Real love—not the world’s love—is not the most natural thing in the world. Rather, doing” agape love is not natural for any of us. That is why it must be taught.

But just because true biblical love is unnatural for us, for those who are in Christ, it is not impossible. Because we now have the Holy Spirit dwelling within us, He who knows the mind of Christ and shares the heart of Christ makes it possible for us to learn to love.

Where Love Begins

So how do we teach others to love?

Well, before we can teach agape love, it must be learned. If we want to train others to love those closest to them, then we begin by learning how Christ loved. For Jesus, this began with a loving relationship with His Father through abiding in the Father through dependent prayer.

We are no different. Loving others first begins with a loving reverence for God and a humble dependence on God.

Not surprisingly, this is the first on the list of qualifications for older women (v. 3). Reverence means living in a way that is “befitting in persons, actions or things consecrated to God” (Vine’s Expository Dictionary of New Testament Words).

As I wrote about this in my previous post, I won’t elaborate it again here, but we must start with this. Without a reverence for God, we may end up saying and doing things that look good on the outside only, without true love. This reverence for God is one way that biblical love differs from worldly love.

In fact, it is the only source that will enable us to love sacrificially as Jesus does for us. When we spend time with God, a privilege made possible through Christ’s love for us, we can drink deeply from the source of all true love.

Love begins with reverence for God—our vertical relationship.

Teaching Love Even in Our Imperfect Love

Being the recipient of His extravagant love for us, without trying to pay it back, is one way that we are motivated to pass that love on to others. As the inequity and unfairness of this love sinks into our souls, we will want to love because He first loved us (1 John 4:19). This is how God’s agape love is passed on to others through us in our horizontal relationships.

For some women, this may mean laboring daily, over and over, with unending household tasks. It may mean sacrificing their own ambitions for a season to help their children. Or it could mean going back to work so their husbands can go to school. It could mean befriending a woman who is struggling to get connected at church. It could be preparing a meal and delivering it to someone who has lost a loved one or had a new baby, even when you have your own hands full.

From personal experience, I know I am not an expert at this kind of love. I have failed many times, putting my own desires first, treating my loved ones with impatience and anger. There are many times when I wonder if I am even qualified to speak on love because I would be such a poor example.

But sometimes, this is also the very thing that the younger women we know need to hear. While we want to be a godly model, sometimes the more encouraging things to hear about are the hard times and failures. And not just that, but how God helped me to grow and change my heart so that it more accurately reflects His.

In fact, I am guessing this is the more important lesson we teach because they are the ones they will actually face on a daily basis. I don’t often get a chance to run into a burning house to save my children, but I will always have the opportunity to choose to be interrupted or read the same story again or listen to a friend instead of binge-watching my favorite dramas. They need to see us wrestling with selfishness and how God helps us to overcome this bent.

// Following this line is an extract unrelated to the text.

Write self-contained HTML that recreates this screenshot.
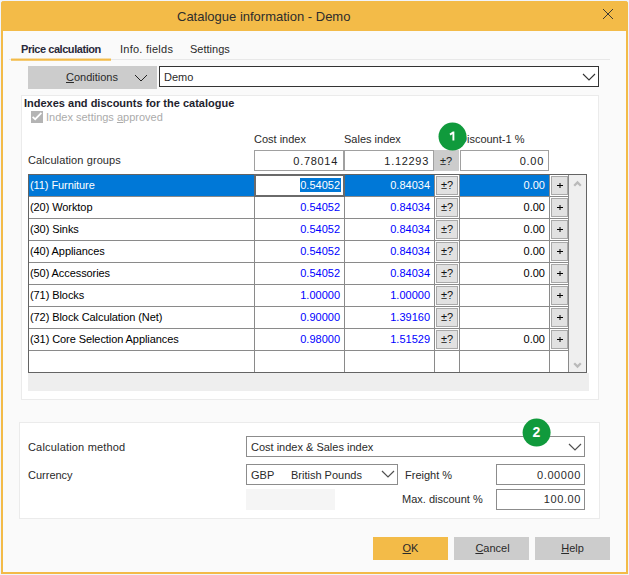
<!DOCTYPE html>
<html><head><meta charset="utf-8">
<style>
*{box-sizing:border-box;margin:0;padding:0}
html,body{width:629px;height:575px;overflow:hidden;background:#f0f4fc}
body{position:relative;font-family:"Liberation Sans",sans-serif;font-size:11px;color:#2a2a2a}
.a{position:absolute}
.t{position:absolute;white-space:nowrap;line-height:13px}
#win{left:1px;top:1px;width:627px;height:573px;background:#fafafa;border:2px solid #f3bb48;border-top:0;border-radius:3px 3px 0 0}
#title{left:1px;top:1px;width:627px;height:30px;background:#f3bb48;border-radius:3px 3px 0 0}
.panel{background:#fff;border:1px solid #ebebeb}
.btn{background:#ccc;text-align:center}
.inp{background:#fff;border:1px solid #8c8c8c}
.cell{position:absolute;overflow:hidden}
.num{text-align:right;padding-right:5px;color:#00f}
.pb{position:absolute;background:#e1e1e1;border:1px solid #a9a9a9;text-align:center;color:#111}
</style></head><body>
<div id="win" class="a"></div>
<div id="title" class="a"></div>
<div class="t" style="left:177px;top:10px;font-size:13px;line-height:13px;color:#2d2d2d">Catalogue information - Demo</div>
<svg class="a" style="left:602px;top:8px" width="12" height="12" viewBox="0 0 12 12"><path d="M1 1L11 11M11 1L1 11" stroke="#333" stroke-width="0.95" fill="none"/></svg>

<!-- tabs -->
<div class="a" style="left:9px;top:59px;width:601px;height:1px;background:#e8e8e8"></div>
<div class="a" style="left:11px;top:58px;width:100px;height:3px;background:linear-gradient(rgba(243,187,72,.45) 0 1px,#f3bb48 1px 2px,rgba(243,187,72,.75) 2px 3px)"></div>
<div class="t" style="left:21px;top:43px;font-weight:bold;letter-spacing:-0.45px;color:#2a2a3a">Price calculation</div>
<div class="t" style="left:120px;top:43px;letter-spacing:0.25px">Info. fields</div>
<div class="t" style="left:190px;top:43px">Settings</div>

<!-- conditions -->
<div class="a btn" style="left:28px;top:66px;width:129px;height:23px"></div>
<div class="t" style="left:66px;top:71px"><u>C</u>onditions</div>
<svg class="a" style="left:134px;top:73.5px" width="14" height="8" viewBox="0 0 14 8"><path d="M1 1L7 7L13 1" stroke="#222" stroke-width="1" fill="none"/></svg>
<div class="a inp" style="left:159px;top:66px;width:440px;height:21px;border-color:#333"></div>
<div class="t" style="left:164px;top:71px">Demo</div>
<svg class="a" style="left:582px;top:72.5px" width="14" height="8" viewBox="0 0 14 8"><path d="M1 1L7 7L13 1" stroke="#333" stroke-width="1.1" fill="none"/></svg>

<!-- panel 1 -->
<div class="a panel" style="left:21px;top:95px;width:578px;height:305px"></div>
<div class="t" style="left:24px;top:97px;font-weight:bold;color:#1e1e2e">Indexes and discounts for the catalogue</div>
<div class="a" style="left:31px;top:111px;width:12px;height:12px;background:#b4b4b4"></div>
<svg class="a" style="left:31px;top:111px" width="12" height="12" viewBox="0 0 12 12"><path d="M1.6 5.8L4.2 8.2L10.4 1.9" stroke="#fff" stroke-width="1.7" fill="none"/></svg>
<div class="t" style="left:46px;top:111px;color:#ababab">Index settings <u>a</u>pproved</div>

<div class="t" style="left:28px;top:154px;letter-spacing:0.1px">Calculation groups</div>
<div class="t" style="left:254px;top:133px">Cost index</div>
<div class="t" style="left:344px;top:133px">Sales index</div>
<div class="t" style="left:459px;top:133px">Discount-1 %</div>
<div class="a" style="left:254px;top:150px;width:90px;height:21px;background:#fff;border:1px solid #a0a0a0"></div>
<div class="a" style="left:344px;top:150px;width:90px;height:21px;background:#fff;border:1px solid #a0a0a0"></div>
<div class="a" style="left:434px;top:150px;width:25px;height:21px;background:#ccc"></div>
<div class="a" style="left:460px;top:150px;width:89px;height:21px;background:#fff;border:1px solid #a0a0a0"></div>
<div class="t" style="left:255px;top:155px;width:83px;text-align:right;color:#222;letter-spacing:0.7px">0.78014</div>
<div class="t" style="left:345px;top:155px;width:84px;text-align:right;color:#222;letter-spacing:0.7px">1.12293</div>
<div class="t" style="left:434px;top:155px;width:24px;text-align:center;color:#222">&plusmn;?</div>
<div class="t" style="left:460px;top:155px;width:84px;text-align:right;color:#222;letter-spacing:0.7px">0.00</div>
<svg class="a" style="left:0;top:0" width="629" height="575"><circle cx="452.5" cy="136.6" r="14" fill="#109a3c"/><path d="M453.4 131.6V140.6M453.4 132.2L450 134.6" stroke="#fff" stroke-width="1.9" fill="none"/></svg>
<div class="a" style="left:28px;top:174px;width:559px;height:199px;background:#fff"></div>
<div class="a" style="left:29px;top:175px;width:405px;height:21px;background:#0078d7"></div>
<div class="a" style="left:460px;top:175px;width:89px;height:21px;background:#0078d7"></div>
<div class="a" style="left:29px;top:196px;width:540px;height:1px;background:#8a8a8a"></div>
<div class="a" style="left:29px;top:218px;width:540px;height:1px;background:#8a8a8a"></div>
<div class="a" style="left:29px;top:240px;width:540px;height:1px;background:#8a8a8a"></div>
<div class="a" style="left:29px;top:262px;width:540px;height:1px;background:#8a8a8a"></div>
<div class="a" style="left:29px;top:284px;width:540px;height:1px;background:#8a8a8a"></div>
<div class="a" style="left:29px;top:306px;width:540px;height:1px;background:#8a8a8a"></div>
<div class="a" style="left:29px;top:328px;width:540px;height:1px;background:#8a8a8a"></div>
<div class="a" style="left:29px;top:350px;width:540px;height:1px;background:#8a8a8a"></div>
<div class="a" style="left:434px;top:196px;width:26px;height:1px;background:#8a8a8a"></div>
<div class="a" style="left:549px;top:196px;width:20px;height:1px;background:#8a8a8a"></div>
<div class="a" style="left:254px;top:197px;width:1px;height:176px;background:#8a8a8a"></div>
<div class="a" style="left:344px;top:197px;width:1px;height:176px;background:#8a8a8a"></div>
<div class="a" style="left:434px;top:175px;width:1px;height:198px;background:#8a8a8a"></div>
<div class="a" style="left:459px;top:175px;width:1px;height:198px;background:#8a8a8a"></div>
<div class="a" style="left:549px;top:175px;width:1px;height:198px;background:#8a8a8a"></div>
<div class="a" style="left:568px;top:175px;width:1px;height:198px;background:#8a8a8a"></div>
<div class="a" style="left:28px;top:174px;width:559px;height:199px;border:1px solid #646464"></div>
<div class="a" style="left:569px;top:175px;width:17px;height:197px;background:#efefef"></div>
<svg class="a" style="left:0;top:0" width="629" height="575"><path d="M574.2 185.8L577.5 182.5L580.8 185.8" stroke="#bababa" stroke-width="2.3" fill="none"/><path d="M574.2 363.2L577.5 366.5L580.8 363.2" stroke="#bababa" stroke-width="2.3" fill="none"/></svg>
<div class="a" style="left:28px;top:373px;width:561px;height:18px;background:#eee"></div>
<div class="a" style="left:254px;top:174px;width:91px;height:23px;background:#fff;border:2px solid #6a6a6a"></div>
<div class="a" style="left:300px;top:178px;width:41px;height:14px;background:#0078d7"></div>
<div class="t" style="left:30px;top:179px;color:#fff;letter-spacing:-0.08px">(11) Furniture</div>
<div class="t" style="left:255px;top:179px;width:85px;text-align:right;color:#fff">0.54052</div>
<div class="t" style="left:345px;top:179px;width:85px;text-align:right;color:#fff">0.84034</div>
<div class="t" style="left:460px;top:179px;width:85px;text-align:right;color:#fff">0.00</div>
<div class="pb" style="left:436px;top:176px;width:22px;height:19px;line-height:16px">&plusmn;?</div>
<div class="pb" style="left:551px;top:176px;width:17px;height:19px"></div>
<svg class="a" style="left:556px;top:182px" width="8" height="8" viewBox="0 0 8 8"><path d="M1 3.5H7M4 1V6" stroke="#000" stroke-width="1" fill="none"/></svg>
<div class="t" style="left:30px;top:201px;color:#000;letter-spacing:-0.08px">(20) Worktop</div>
<div class="t" style="left:255px;top:201px;width:85px;text-align:right;color:#00f">0.54052</div>
<div class="t" style="left:345px;top:201px;width:85px;text-align:right;color:#00f">0.84034</div>
<div class="t" style="left:460px;top:201px;width:85px;text-align:right;color:#000">0.00</div>
<div class="pb" style="left:436px;top:198px;width:22px;height:19px;line-height:16px">&plusmn;?</div>
<div class="pb" style="left:551px;top:198px;width:17px;height:19px"></div>
<svg class="a" style="left:556px;top:204px" width="8" height="8" viewBox="0 0 8 8"><path d="M1 3.5H7M4 1V6" stroke="#000" stroke-width="1" fill="none"/></svg>
<div class="t" style="left:30px;top:223px;color:#000;letter-spacing:-0.08px">(30) Sinks</div>
<div class="t" style="left:255px;top:223px;width:85px;text-align:right;color:#00f">0.54052</div>
<div class="t" style="left:345px;top:223px;width:85px;text-align:right;color:#00f">0.84034</div>
<div class="t" style="left:460px;top:223px;width:85px;text-align:right;color:#000">0.00</div>
<div class="pb" style="left:436px;top:220px;width:22px;height:19px;line-height:16px">&plusmn;?</div>
<div class="pb" style="left:551px;top:220px;width:17px;height:19px"></div>
<svg class="a" style="left:556px;top:226px" width="8" height="8" viewBox="0 0 8 8"><path d="M1 3.5H7M4 1V6" stroke="#000" stroke-width="1" fill="none"/></svg>
<div class="t" style="left:30px;top:245px;color:#000;letter-spacing:-0.08px">(40) Appliances</div>
<div class="t" style="left:255px;top:245px;width:85px;text-align:right;color:#00f">0.54052</div>
<div class="t" style="left:345px;top:245px;width:85px;text-align:right;color:#00f">0.84034</div>
<div class="t" style="left:460px;top:245px;width:85px;text-align:right;color:#000">0.00</div>
<div class="pb" style="left:436px;top:242px;width:22px;height:19px;line-height:16px">&plusmn;?</div>
<div class="pb" style="left:551px;top:242px;width:17px;height:19px"></div>
<svg class="a" style="left:556px;top:248px" width="8" height="8" viewBox="0 0 8 8"><path d="M1 3.5H7M4 1V6" stroke="#000" stroke-width="1" fill="none"/></svg>
<div class="t" style="left:30px;top:267px;color:#000;letter-spacing:-0.08px">(50) Accessories</div>
<div class="t" style="left:255px;top:267px;width:85px;text-align:right;color:#00f">0.54052</div>
<div class="t" style="left:345px;top:267px;width:85px;text-align:right;color:#00f">0.84034</div>
<div class="t" style="left:460px;top:267px;width:85px;text-align:right;color:#000">0.00</div>
<div class="pb" style="left:436px;top:264px;width:22px;height:19px;line-height:16px">&plusmn;?</div>
<div class="pb" style="left:551px;top:264px;width:17px;height:19px"></div>
<svg class="a" style="left:556px;top:270px" width="8" height="8" viewBox="0 0 8 8"><path d="M1 3.5H7M4 1V6" stroke="#000" stroke-width="1" fill="none"/></svg>
<div class="t" style="left:30px;top:289px;color:#000;letter-spacing:-0.08px">(71) Blocks</div>
<div class="t" style="left:255px;top:289px;width:85px;text-align:right;color:#00f">1.00000</div>
<div class="t" style="left:345px;top:289px;width:85px;text-align:right;color:#00f">1.00000</div>
<div class="pb" style="left:436px;top:286px;width:22px;height:19px;line-height:16px">&plusmn;?</div>
<div class="pb" style="left:551px;top:286px;width:17px;height:19px"></div>
<svg class="a" style="left:556px;top:292px" width="8" height="8" viewBox="0 0 8 8"><path d="M1 3.5H7M4 1V6" stroke="#000" stroke-width="1" fill="none"/></svg>
<div class="t" style="left:30px;top:311px;color:#000;letter-spacing:-0.08px">(72) Block Calculation (Net)</div>
<div class="t" style="left:255px;top:311px;width:85px;text-align:right;color:#00f">0.90000</div>
<div class="t" style="left:345px;top:311px;width:85px;text-align:right;color:#00f">1.39160</div>
<div class="pb" style="left:436px;top:308px;width:22px;height:19px;line-height:16px">&plusmn;?</div>
<div class="pb" style="left:551px;top:308px;width:17px;height:19px"></div>
<svg class="a" style="left:556px;top:314px" width="8" height="8" viewBox="0 0 8 8"><path d="M1 3.5H7M4 1V6" stroke="#000" stroke-width="1" fill="none"/></svg>
<div class="t" style="left:30px;top:333px;color:#000;letter-spacing:-0.08px">(31) Core Selection Appliances</div>
<div class="t" style="left:255px;top:333px;width:85px;text-align:right;color:#00f">0.98000</div>
<div class="t" style="left:345px;top:333px;width:85px;text-align:right;color:#00f">1.51529</div>
<div class="t" style="left:460px;top:333px;width:85px;text-align:right;color:#000">0.00</div>
<div class="pb" style="left:436px;top:330px;width:22px;height:19px;line-height:16px">&plusmn;?</div>
<div class="pb" style="left:551px;top:330px;width:17px;height:19px"></div>
<svg class="a" style="left:556px;top:336px" width="8" height="8" viewBox="0 0 8 8"><path d="M1 3.5H7M4 1V6" stroke="#000" stroke-width="1" fill="none"/></svg><div class="a panel" style="left:19px;top:422px;width:581px;height:97px"></div>
<div class="t" style="left:28px;top:441px;letter-spacing:0.18px">Calculation method</div>
<div class="t" style="left:28px;top:469px">Currency</div>
<div class="a inp" style="left:246px;top:436px;width:339px;height:21px"></div>
<div class="t" style="left:251px;top:441px">Cost index &amp; Sales index</div>
<svg class="a" style="left:568px;top:442.5px" width="14" height="8" viewBox="0 0 14 8"><path d="M1 1L7 7L13 1" stroke="#505050" stroke-width="1.2" fill="none"/></svg>
<div class="a inp" style="left:246px;top:464px;width:152px;height:21px"></div>
<div class="t" style="left:251px;top:469px">GBP</div>
<div class="t" style="left:291px;top:469px">British Pounds</div>
<svg class="a" style="left:381px;top:469.8px" width="14" height="8" viewBox="0 0 14 8"><path d="M1 1L7 7L13 1" stroke="#505050" stroke-width="1.2" fill="none"/></svg>
<div class="a" style="left:246px;top:489px;width:89px;height:21px;background:#f5f5f5"></div>
<div class="t" style="left:405px;top:469px">Freight %</div>
<div class="t" style="left:402px;top:493px">Max. discount %</div>
<div class="a inp" style="left:496px;top:464px;width:89px;height:21px"></div>
<div class="a inp" style="left:496px;top:489px;width:89px;height:21px"></div>
<div class="t" style="left:497px;top:469px;width:84px;text-align:right;letter-spacing:0.6px">0.00000</div>
<div class="t" style="left:497px;top:493px;width:84px;text-align:right;letter-spacing:0.6px">100.00</div>
<svg class="a" style="left:0;top:0" width="629" height="575"><circle cx="536.6" cy="432.6" r="14" fill="#109a3c"/></svg>
<div class="t" style="left:523px;top:426px;width:27px;text-align:center;color:#fff;font-size:14px;font-weight:bold">2</div>
<!-- buttons -->
<div class="a btn" style="left:373px;top:537px;width:75px;height:23px;background:#f3bb48"></div>
<div class="t" style="left:373px;top:542px;width:75px;text-align:center"><u>O</u>K</div>
<div class="a btn" style="left:454px;top:537px;width:75px;height:23px"></div>
<div class="t" style="left:455px;top:542px;width:75px;text-align:center"><u>C</u>ancel</div>
<div class="a btn" style="left:535px;top:537px;width:75px;height:23px"></div>
<div class="t" style="left:535px;top:542px;width:75px;text-align:center"><u>H</u>elp</div>
</body></html>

Working through this lack of love is still a work in progress for me. Frequently, I need to go back to understand the heart issues underneath that keep me from loving. As I slowly begin to see how these roots spring forth unloving fruit, the Gospel helps bring me back to Christ who loved me while I was still yet a sinner (Rom. 5:8).

Combined with abiding in God’s Word, God slowly trains me to love my own family—which helps me to empathize with other women who struggle to love theirs. It is taking the time to let God change me from the heart so that I reflect Christ more truly that helps me to walk with other women to do the same.

Love is Vital

Loving well in the 21st century is no easier today than it was back in Crete. Indwelling sin still makes it difficult to love others. Our own selfish propensities that have yet to die still rear its head.

But as Francis Schaeffer points out, “If I fail in my love toward Christians, it does not prove that I am not a Christian. What Jesus is saying, however, is that, if I do not have the love I should have toward all other Christians, the world has the right to make the judgment that I am not a Christian.” Our failure to love is that important.

Because loving God and loving others is the foundation of all the other commandments in Scripture, this is one essential lesson to learn. It is the identifying mark of all believers (John 13:34-35). It is what keeps us from maligning the Word of God.

However, on the positive side, a life rooted in God’s love for us spurs us on to do the hard work of loving others. With the help of the Holy Spirit gifted to us, we are given joy in hard and difficult circumstances—not as a fake mask, but in abiding peace. It is what gives us the hope to keep enduring and persevering through the unending challenges and myriad tasks of keeping life moving forward and caring for others.

What are the lessons of love that you are learning today? Will you allow God to help you do the hard work of changing your heart so that it reflects Christ’s love? Will you willingly take the risk to share that struggle today with the younger women around you so they may be encouraged to love well too?